Mendigos y parroquias
Una parroquia no es el mundo. Una parroquia católica es, simplemente, como dice el Código de Derecho Canónico, “una determinada comunidad de fieles constituida de modo estable en la Iglesia particular, cuya cura pastoral, bajo la autoridad del Obispo diocesano, se encomienda a un párroco, como su pastor propio”.
Una parroquia no es ni más ni menos que eso. Viene a ser como una concreción próxima de lo que es la Iglesia. La Iglesia es el Pueblo de Dios, el Cuerpo de Cristo, el Templo del Espíritu Santo. Todo eso, pero “en concreto”, es la parroquia, siguiendo la lógica de la Encarnación.
Y la Iglesia, la parroquia, tiene muchas misiones. La primera, anunciar a Jesucristo. En suma, decir que Él, en Persona, es el Salvador y la Salvación de Dios. O sea, que no es lo mismo conocer a Jesucristo que no conocerlo. Que no da igual, y esto solo se puede saber si se entra en la senda de su seguimiento, que Él es el Camino y la Verdad y la Vida. Los no creyentes, los no cristianos, no podrán, aún, entenderlo.
Una parroquia ha de celebrar el misterio de Cristo. Dios entra en nuestras vidas contando con lo que somos: seres de carne y hueso, limitados por el espacio y el tiempo.
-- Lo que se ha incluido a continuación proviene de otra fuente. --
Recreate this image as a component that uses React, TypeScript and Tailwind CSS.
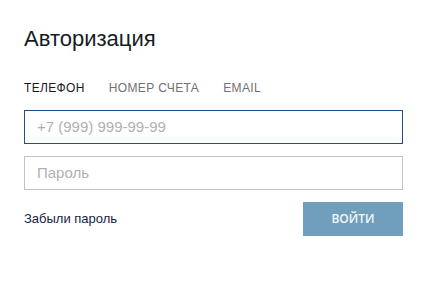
export default function App() {
  return (
    <div className="w-[427px] h-[287px] bg-white px-6 pt-[26px]" style={{ fontFamily: '"Liberation Sans", Arial, sans-serif' }}>
      <h1 className="text-[22px] leading-[26px] text-[#151b26]">Авторизация</h1>
      <div className="mt-[29px] flex gap-[24px] text-[12px] leading-[14px] uppercase tracking-[0.35px]">
        <span className="text-[#1a1a1a]">Телефон</span>
        <span className="text-[#707070]">Номер счета</span>
        <span className="text-[#707070]">Email</span>
      </div>
      <div className="mt-[15px] flex flex-col gap-[12px]">
        <div className="h-[34px] border border-[#1f4f88] flex items-center px-3 text-[15px] text-[#b0b0b0]">+7 (999) 999-99-99</div>
        <div className="h-[34px] border border-[#c4c4c4] flex items-center px-3 text-[15px] text-[#b0b0b0]">Пароль</div>
      </div>
      <div className="mt-[12px] flex items-center justify-between">
        <span className="text-[13px] text-[#142444]">Забыли пароль</span>
        <div className="w-[100px] h-[34px] bg-[#6f9fbb] flex items-center justify-center text-[12px] font-semibold text-[#f4f7fa]" style={{ fontFamily: '"Open Sans", sans-serif' }}>ВОЙТИ</div>
      </div>
    </div>
  );
}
Y, en esa proximidad, nos alcanza. Porque un Dios muy separado del hombre jamás podría llegar a ser el Emmanuel, el “Dios-con nosotros”.
También, una parroquia, ha de ser guía para la vida comunitaria. Y, en esa vida, nadie es más que nadie y nadie es menos que nadie.
Y esta hermandad, esta fraternidad, implica ayuda: El otro – el hermano – no es el totalmente otro, es otro yo. Pero el otro, el hermano, es, primeramente, el hermano en la fe. Y es, también, el hermano que sufre una necesidad determinada.
La caridad, el amor de Dios, aunque tiene orden, no tiene límite. Abarca a todos, pero –pienso – siguiendo un orden. La caridad no puede burlar la justicia. Ni la justicia puede burlar la caridad.
Y, dentro de un orden, si se quiere hacer el bien, hay que hacerlo “bien”. No vale cualquier cosa. Y hacer el bien es “sanar”, de raíz, la situación del afectado por el mal, por el que carece de bien; en grado sumo, el excluido y descartado.